2. My childhood in Dezful

 

Iran is a country with many different races, languages, religions and cultures; however these differences are not taken lightly and are the source of physical, verbal and political fights and disagreements. Everyone is proud of their own identity, thinking low of others. Well one way they believe of building confidence is putting others down. These get reflected in their poetry, jokes and stories. Very frequently you see people telling jokes that put the other nations down.

Dezful is located in the south west of Iran close to the border with Iraq. People from Dezful speak Persian, but with a very different accent. My family and I being from different parts of the country, the people of Dezful did not quite accept us as one of them. They called us Ajam (you can ask my uncle, google, for the definition). On the other hand as a defense my dad kept telling us we were better than them. I remember when I was 6 or 7 years old, almost every day I would get into a fight, once or more times in a day, often with the same kids over and over again.

My dad never taught us how to ignore or forgive and would want us to fight to make our point. These fights were mainly physical. I did not want to be considered as second class, so I became a good student and fighter as a child. Defeat or change in tactics was not an option, which caused me a lot of grief later in life.

How far shall one persist and resist before making a change?

Dezful was rather hot in the summer. The houses were connected wall to wall, with a flat roof with siding to prevent accidental falls. In the summer people often slept on the roofs, mainly the boys. Less frequently women slept on the roof since they could be exposed to the neighboring man, which is a big no, no. Although this never happened. Normally men were protective over their own women as well as their neighbor’s, this created a strong sense of community and integrity.

 

Order was more on an honorary basis, rather than having laws in place. When we live on a mercy of individual sense of honor, things can go to the extreme one way or another. But if there are rules and laws in place, everyone understands their own and others rights and society becomes more stable. Less frequently one's right gets violated and if so there is a lawful procedure and this is not left on the honor and mercy of others.

This is why in the countries with less defined rules, there is a lot more action and (unhealthy) excitement while in the west is rather more stable and calm which can be translated as boring at times. Structure and rules are the basis for progress instead of spending your energy dealing with basic rights and twisting them.

My dad told us we were and had to be the best at all times, this became stuck in my head. Spending some nights sleeping on the roof, watching the almost pitch black sky and stars thinking of how it was all created, I thought, “Why are some of us richer than others?”, Why does the king's son have more money and fame than myself. What made him better than me? Money and power was the main way of being better than others. I never accepted the thought of anyone being better than me and never thinking of myself lower than anyone including the king's son, which made me confident but at times arrogant enough that I did not listen and respect other's opinion.
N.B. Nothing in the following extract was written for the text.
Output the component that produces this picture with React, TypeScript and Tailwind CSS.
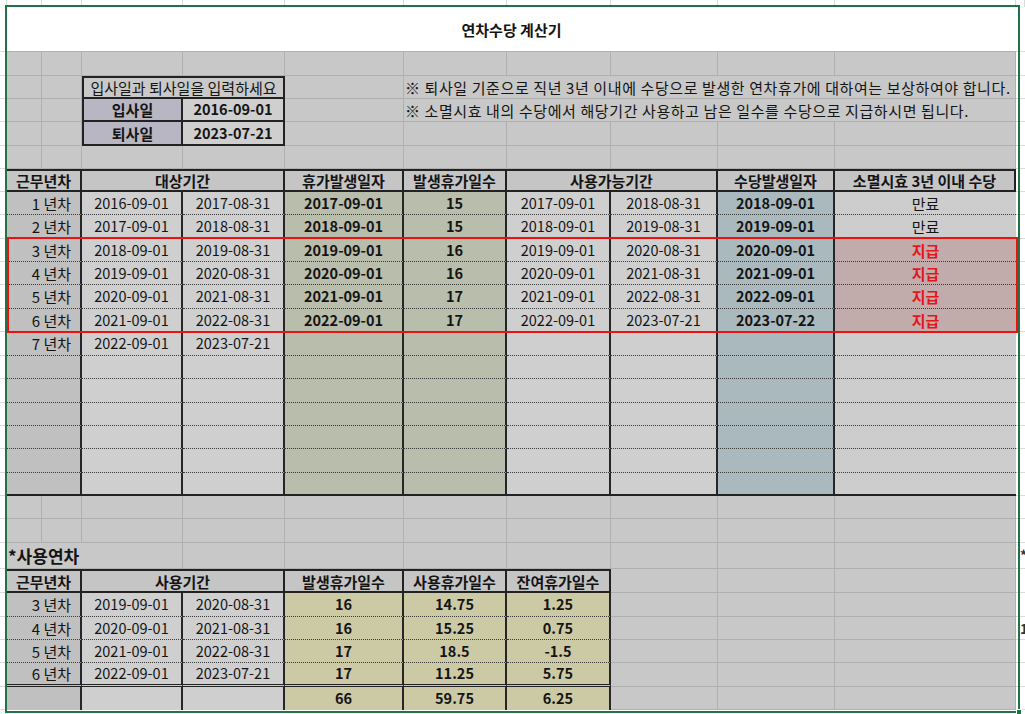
import type { ReactNode } from "react";

// Excel-style 연차수당 계산기 sheet, 1025 × 714
const COLS =
  "grid grid-cols-[7px_35px_40px_101px_102px_119px_103px_104px_107px_117px_181px_9px]";
const EDGE = "bg-white border-b border-[#dadada]";
const GRID = "bg-[#c8c8c8] border-r border-b border-[#b0b0b0]";

const SPAN: Record<number, string> = {
  1: "col-span-1",
  2: "col-span-2",
  3: "col-span-3",
  5: "col-span-5",
  10: "col-span-10",
};

function Cell({
  span = 1,
  className = "",
  children,
}: {
  span?: number;
  className?: string;
  children?: ReactNode;
}) {
  return (
    <div
      className={`${SPAN[span]} flex min-w-0 items-center overflow-hidden whitespace-nowrap leading-none ${className}`}
    >
      {children}
    </div>
  );
}

function Row({ h, children, edge }: { h: string; children: ReactNode; edge?: ReactNode }) {
  return (
    <div className={`${COLS} ${h}`}>
      <div className={EDGE} />
      {children}
      <div className={`${EDGE} flex items-center overflow-hidden`}>{edge}</div>
    </div>
  );
}

function Gray({ n = 1 }: { n?: number }) {
  return (
    <>
      {Array.from({ length: n }, (_, i) => (
        <Cell key={i} className={GRID} />
      ))}
    </>
  );
}

const MAIN = [
  ["2016-09-01", "2017-08-31", "2017-09-01", "15", "2017-09-01", "2018-08-31", "2018-09-01", "만료"],
  ["2017-09-01", "2018-08-31", "2018-09-01", "15", "2018-09-01", "2019-08-31", "2019-09-01", "만료"],
  ["2018-09-01", "2019-08-31", "2019-09-01", "16", "2019-09-01", "2020-08-31", "2020-09-01", "지급"],
  ["2019-09-01", "2020-08-31", "2020-09-01", "16", "2020-09-01", "2021-08-31", "2021-09-01", "지급"],
  ["2020-09-01", "2021-08-31", "2021-09-01", "17", "2021-09-01", "2022-08-31", "2022-09-01", "지급"],
  ["2021-09-01", "2022-08-31", "2022-09-01", "17", "2022-09-01", "2023-07-21", "2023-07-22", "지급"],
  ["2022-09-01", "2023-07-21", "", "", "", "", "", ""],
];
const MAIN_H = [
  "h-[23px]", "h-[24px]", "h-[23px]", "h-[23px]", "h-[24px]", "h-[23px]", "h-[24px]",
  "h-[23px]", "h-[24px]", "h-[23px]", "h-[23px]", "h-[24px]", "h-[23px]",
];

const USED = [
  ["3", "2019-09-01", "2020-08-31", "16", "14.75", "1.25"],
  ["4", "2020-09-01", "2021-08-31", "16", "15.25", "0.75"],
  ["5", "2021-09-01", "2022-08-31", "17", "18.5", "-1.5"],
  ["6", "2022-09-01", "2023-07-21", "17", "11.25", "5.75"],
];
const USED_H = ["h-[24px]", "h-[23px]", "h-[23px]", "h-[24px]"];

const HEAD = "bg-[#c5c5c5] border-t-2 border-b-2 border-r-2 border-[#222] justify-center font-bold";
const VR = "border-r-2 border-r-[#262626]";
const DOT = "border-b border-b-[#3a3a3a] [border-bottom-style:dotted]";
const NUM = "justify-center text-[14.5px]";

export default function App() {
  return (
    <div className="relative h-[714px] w-[1025px] overflow-hidden bg-white font-['Noto_Sans_CJK_KR',sans-serif] text-[15px] text-[#141414]">
      {/* top strip above the sheet */}
      <div className={`${COLS} h-[7px]`}>
        {Array.from({ length: 12 }, (_, i) => (
          <div key={i} className="border-r border-[#dadada] bg-white" />
        ))}
      </div>

      {/* title */}
      <Row h="h-[45px]">
        <Cell span={10} className="justify-center border-b border-[#b0b0b0] bg-white font-bold">
          연차수당 계산기
        </Cell>
      </Row>

      <Row h="h-[24px]">
        <Gray n={10} />
      </Row>

      {/* input box + notes */}
      <Row h="h-[23px]">
        <Gray n={2} />
        <Cell span={2} className="justify-center border-2 border-[#222] bg-[#c9c9c9]">
          입사일과 퇴사일을 입력하세요
        </Cell>
        <Gray />
        <Cell span={5} className={`${GRID} pl-[1px] tracking-[0.6px]`}>
          ※ 퇴사일 기준으로 직년 3년 이내에 수당으로 발생한 연차휴가에 대하여는 보상하여야 합니다.
        </Cell>
      </Row>
      <Row h="h-[23px]">
        <Gray n={2} />
        <Cell className="justify-center border-b-2 border-l-2 border-r-2 border-[#222] bg-[#b9b6c3] font-bold">
          입사일
        </Cell>
        <Cell className={`${NUM} border-b-2 border-r-2 border-[#222] bg-[#cfcfcf] font-bold`}>
          2016-09-01
        </Cell>
        <Gray />
        <Cell span={5} className={`${GRID} pl-[1px] tracking-[0.6px]`}>
          ※ 소멸시효 내의 수당에서 해당기간 사용하고 남은 일수를 수당으로 지급하시면 됩니다.
        </Cell>
      </Row>
      <Row h="h-[24px]">
        <Gray n={2} />
        <Cell className="justify-center border-b-2 border-l-2 border-r-2 border-[#222] bg-[#b9b6c3] font-bold">
          퇴사일
        </Cell>
        <Cell className={`${NUM} border-b-2 border-r-2 border-[#222] bg-[#cfcfcf] font-bold`}>
          2023-07-21
        </Cell>
        <Gray n={6} />
      </Row>
      <Row h="h-[23px]">
        <Gray n={10} />
      </Row>

      {/* main table header */}
      <Row h="h-[23px]">
        <Cell span={2} className={HEAD}>근무년차</Cell>
        <Cell span={2} className={HEAD}>대상기간</Cell>
        <Cell className={HEAD}>휴가발생일자</Cell>
        <Cell className={HEAD}>발생휴가일수</Cell>
        <Cell span={2} className={HEAD}>사용가능기간</Cell>
        <Cell className={HEAD}>수당발생일자</Cell>
        <Cell className={HEAD}>소멸시효 3년 이내 수당</Cell>
      </Row>

      {MAIN_H.map((h, i) => {
        const r = MAIN[i];
        const b = i === MAIN_H.length - 1 ? "border-b-2 border-b-[#222]" : DOT;
        const pay = r?.[7] === "지급";
        return (
          <Row key={i} h={h}>
            <Cell span={2} className={`${b} ${VR} justify-end bg-[#c0c0c0] pr-[9px]`}>
              {r ? `${i + 1} 년차` : ""}
            </Cell>
            <Cell className={`${b} ${VR} ${NUM} bg-[#cfcfcf]`}>{r?.[0]}</Cell>
            <Cell className={`${b} ${VR} ${NUM} bg-[#cfcfcf]`}>{r?.[1]}</Cell>
            <Cell className={`${b} ${VR} ${NUM} bg-[#b9bdab] font-bold`}>{r?.[2]}</Cell>
            <Cell className={`${b} ${VR} ${NUM} bg-[#b9bdab] font-bold`}>{r?.[3]}</Cell>
            <Cell className={`${b} ${VR} ${NUM} bg-[#cfcfcf]`}>{r?.[4]}</Cell>
            <Cell className={`${b} ${VR} ${NUM} bg-[#cfcfcf]`}>{r?.[5]}</Cell>
            <Cell className={`${b} ${VR} ${NUM} bg-[#a9b9be] font-bold`}>{r?.[6]}</Cell>
            <Cell
              className={`${b} justify-center ${pay ? "bg-[#c2abab] font-bold text-[#e3161b]" : "bg-[#cdcdcd]"}`}
            >
              {r?.[7]}
            </Cell>
          </Row>
        );
      })}

      <Row h="h-[23px]">
        <Gray n={10} />
      </Row>
      <Row h="h-[24px]">
        <Gray n={10} />
      </Row>

      {/* used leave */}
      <Row h="h-[26px]" edge={<span className="pl-[4px] text-[14px] font-bold text-[#333]">*</span>}>
        <Cell span={3} className={`${GRID} pl-[1px] text-[17px] font-bold`}>
          *사용연차
        </Cell>
        <Gray n={7} />
      </Row>
      <Row h="h-[24px]">
        <Cell span={2} className={HEAD}>근무년차</Cell>
        <Cell span={2} className={HEAD}>사용기간</Cell>
        <Cell className={HEAD}>발생휴가일수</Cell>
        <Cell className={HEAD}>사용휴가일수</Cell>
        <Cell className={HEAD}>잔여휴가일수</Cell>
        <Gray n={3} />
      </Row>
      {USED.map((r, i) => {
        const b =
          i === USED.length - 1
            ? "border-b-[3px] border-b-[#222] [border-bottom-style:double]"
            : DOT;
        return (
          <Row
            key={r[0]}
            h={USED_H[i]}
            edge={i === 1 ? <span className="pl-[4px] text-[14px] font-bold text-[#333]">1</span> : undefined}
          >
            <Cell span={2} className={`${b} ${VR} justify-end bg-[#c0c0c0] pr-[9px]`}>
              {r[0]} 년차
            </Cell>
            <Cell className={`${b} ${VR} ${NUM} bg-[#cfcfcf]`}>{r[1]}</Cell>
            <Cell className={`${b} ${VR} ${NUM} bg-[#cfcfcf]`}>{r[2]}</Cell>
            <Cell className={`${b} ${VR} ${NUM} bg-[#cccaa5] font-bold`}>{r[3]}</Cell>
            <Cell className={`${b} ${VR} ${NUM} bg-[#cccaa5] font-bold`}>{r[4]}</Cell>
            <Cell className={`${b} ${VR} ${NUM} bg-[#cccaa5] font-bold`}>{r[5]}</Cell>
            <Gray n={3} />
          </Row>
        );
      })}
      <Row h="h-[23px]">
        <Cell span={2} className={`${VR} bg-[#c0c0c0]`} />
        <Cell className={`${VR} bg-[#cfcfcf]`} />
        <Cell className={`${VR} bg-[#cfcfcf]`} />
        <Cell className={`${VR} ${NUM} bg-[#cccaa5] font-bold`}>66</Cell>
        <Cell className={`${VR} ${NUM} bg-[#cccaa5] font-bold`}>59.75</Cell>
        <Cell className={`${VR} ${NUM} bg-[#cccaa5] font-bold`}>6.25</Cell>
        <Gray n={3} />
      </Row>
      <div className="h-[4px] bg-white" />

      {/* red highlight box */}
      <div className="pointer-events-none absolute left-[7px] top-[237px] h-[96px] w-[1011px] border-2 border-[#f01010]" />
      {/* excel selection */}
      <div className="pointer-events-none absolute left-[5px] top-[5px] h-[708px] w-[1015px] border-2 border-[#217346]" />
      <div className="absolute left-[1016px] top-[709px] h-[6px] w-[6px] border border-white bg-[#217346]" />
    </div>
  );
}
I learned that the hard way.

 

When living in Dezfull we had no relatives and traveling was not the easiest thing to do, no phone, poor mailing system and two different sets of relatives from my dad and moms side whom were scattered in different cities across the country, Tehran, Shiraz, Kazeroon, Karaj, Hamadan and Rasht. So as you can imagine we never got to see them that often, although we wanted to, as family was very important.


What was fun in my childhood?

·         Playing soccer with plastic balls with bare feet. Using our shoes to set the goal size

·         Being told over and over that I was the smartest student and winning prizes for being the best student. Years after I found out that it was my dad buying the prizes giving them to my teacher to be handed out as a prize for being the best student. Normally the prizes were stationary items that I used at school anyway.

·         Fighting with other boys and then becoming friends. This became rather a routine; I became friends with most that I fought with. Maybe that is why Iran became friends with Iraq shortly after the peace following an 8 year long war with them. A rather childish behavior in the grownups.


I believe we have teenagers and grown up teenagers. Maturity does not come with age; you only get old with age. 

 

Maturity does not necessarily come with experience alone. Maturity comes with education and experience, Education first. Often grownups take a lot of wrong conclusions on their good or bad experiences, making big mistakes however this time with confidence.



This is why when we become older; we do not change as easily. Since we have gained our own experience and drawn out our own conclusions, regardless of being right or wrong, thinking it works and worked for us, the question is, is there a better way?

Education is the most recent conclusion and finding based on the experience of thousands of others, which is proven or at least partly established with science or well structured statistics. One's experience is only one experience.


When I was almost 11, the Islamic revolution started. My dad, being a soldier and in favor of the Shah (the ruler at the time), while most of the public were in favor of the revolution. This caused more separation between us and the native people from Dezful, to the extent that we had to temporarily move to the army residence for safety reasons.